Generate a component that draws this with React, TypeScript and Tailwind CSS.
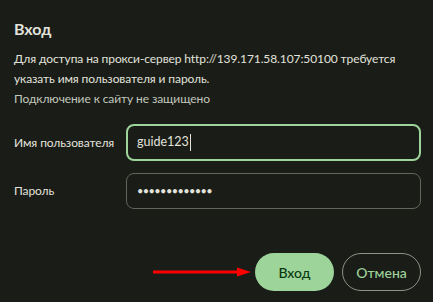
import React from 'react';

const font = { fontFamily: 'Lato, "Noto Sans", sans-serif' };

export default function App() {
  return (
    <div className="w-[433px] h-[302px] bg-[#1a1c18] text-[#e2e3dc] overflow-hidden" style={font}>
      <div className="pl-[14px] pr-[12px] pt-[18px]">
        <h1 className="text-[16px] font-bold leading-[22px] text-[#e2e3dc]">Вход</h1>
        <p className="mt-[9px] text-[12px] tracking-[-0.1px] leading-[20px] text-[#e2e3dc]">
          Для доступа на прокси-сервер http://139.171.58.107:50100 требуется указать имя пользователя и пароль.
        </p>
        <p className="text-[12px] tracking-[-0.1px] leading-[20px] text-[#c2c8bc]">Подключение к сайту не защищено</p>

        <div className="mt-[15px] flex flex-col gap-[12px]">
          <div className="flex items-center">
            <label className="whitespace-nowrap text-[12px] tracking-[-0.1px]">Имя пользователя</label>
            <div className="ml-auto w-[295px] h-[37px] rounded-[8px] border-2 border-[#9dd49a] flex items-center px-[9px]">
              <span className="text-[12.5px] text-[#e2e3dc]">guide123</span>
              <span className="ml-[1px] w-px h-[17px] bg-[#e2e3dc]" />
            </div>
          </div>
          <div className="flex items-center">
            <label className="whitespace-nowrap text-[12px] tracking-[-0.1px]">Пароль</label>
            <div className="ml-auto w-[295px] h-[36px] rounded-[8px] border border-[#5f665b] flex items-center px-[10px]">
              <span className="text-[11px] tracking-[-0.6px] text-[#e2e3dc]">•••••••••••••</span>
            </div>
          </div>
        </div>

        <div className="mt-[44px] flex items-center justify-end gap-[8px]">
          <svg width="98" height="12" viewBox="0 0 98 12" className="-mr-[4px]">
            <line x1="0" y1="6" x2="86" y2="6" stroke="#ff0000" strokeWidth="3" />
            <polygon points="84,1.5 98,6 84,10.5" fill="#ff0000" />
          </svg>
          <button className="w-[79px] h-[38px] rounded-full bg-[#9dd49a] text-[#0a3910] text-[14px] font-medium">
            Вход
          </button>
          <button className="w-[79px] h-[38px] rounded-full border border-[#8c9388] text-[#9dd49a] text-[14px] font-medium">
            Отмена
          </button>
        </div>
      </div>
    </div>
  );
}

########

▶ **WORK TO COMPLETE**:
Quote the material exactly. Pictures stay out.

▶ **REPLY**:
Generate a component that draws this with React, TypeScript and Tailwind CSS.
import React from 'react';

const font = { fontFamily: 'Lato, "Noto Sans", sans-serif' };

export default function App() {
  return (
    <div className="w-[433px] h-[302px] bg-[#1a1c18] text-[#e2e3dc] overflow-hidden" style={font}>
      <div className="pl-[14px] pr-[12px] pt-[18px]">
        <h1 className="text-[16px] font-bold leading-[22px] text-[#e2e3dc]">Вход</h1>
        <p className="mt-[9px] text-[12px] tracking-[-0.1px] leading-[20px] text-[#e2e3dc]">
          Для доступа на прокси-сервер http://139.171.58.107:50100 требуется указать имя пользователя и пароль.
        </p>
        <p className="text-[12px] tracking-[-0.1px] leading-[20px] text-[#c2c8bc]">Подключение к сайту не защищено</p>

        <div className="mt-[15px] flex flex-col gap-[12px]">
          <div className="flex items-center">
            <label className="whitespace-nowrap text-[12px] tracking-[-0.1px]">Имя пользователя</label>
            <div className="ml-auto w-[295px] h-[37px] rounded-[8px] border-2 border-[#9dd49a] flex items-center px-[9px]">
              <span className="text-[12.5px] text-[#e2e3dc]">guide123</span>
              <span className="ml-[1px] w-px h-[17px] bg-[#e2e3dc]" />
            </div>
          </div>
          <div className="flex items-center">
            <label className="whitespace-nowrap text-[12px] tracking-[-0.1px]">Пароль</label>
            <div className="ml-auto w-[295px] h-[36px] rounded-[8px] border border-[#5f665b] flex items-center px-[10px]">
              <span className="text-[11px] tracking-[-0.6px] text-[#e2e3dc]">•••••••••••••</span>
            </div>
          </div>
        </div>

        <div className="mt-[44px] flex items-center justify-end gap-[8px]">
          <svg width="98" height="12" viewBox="0 0 98 12" className="-mr-[4px]">
            <line x1="0" y1="6" x2="86" y2="6" stroke="#ff0000" strokeWidth="3" />
            <polygon points="84,1.5 98,6 84,10.5" fill="#ff0000" />
          </svg>
          <button className="w-[79px] h-[38px] rounded-full bg-[#9dd49a] text-[#0a3910] text-[14px] font-medium">
            Вход
          </button>
          <button className="w-[79px] h-[38px] rounded-full border border-[#8c9388] text-[#9dd49a] text-[14px] font-medium">
            Отмена
          </button>
        </div>
      </div>
    </div>
  );
}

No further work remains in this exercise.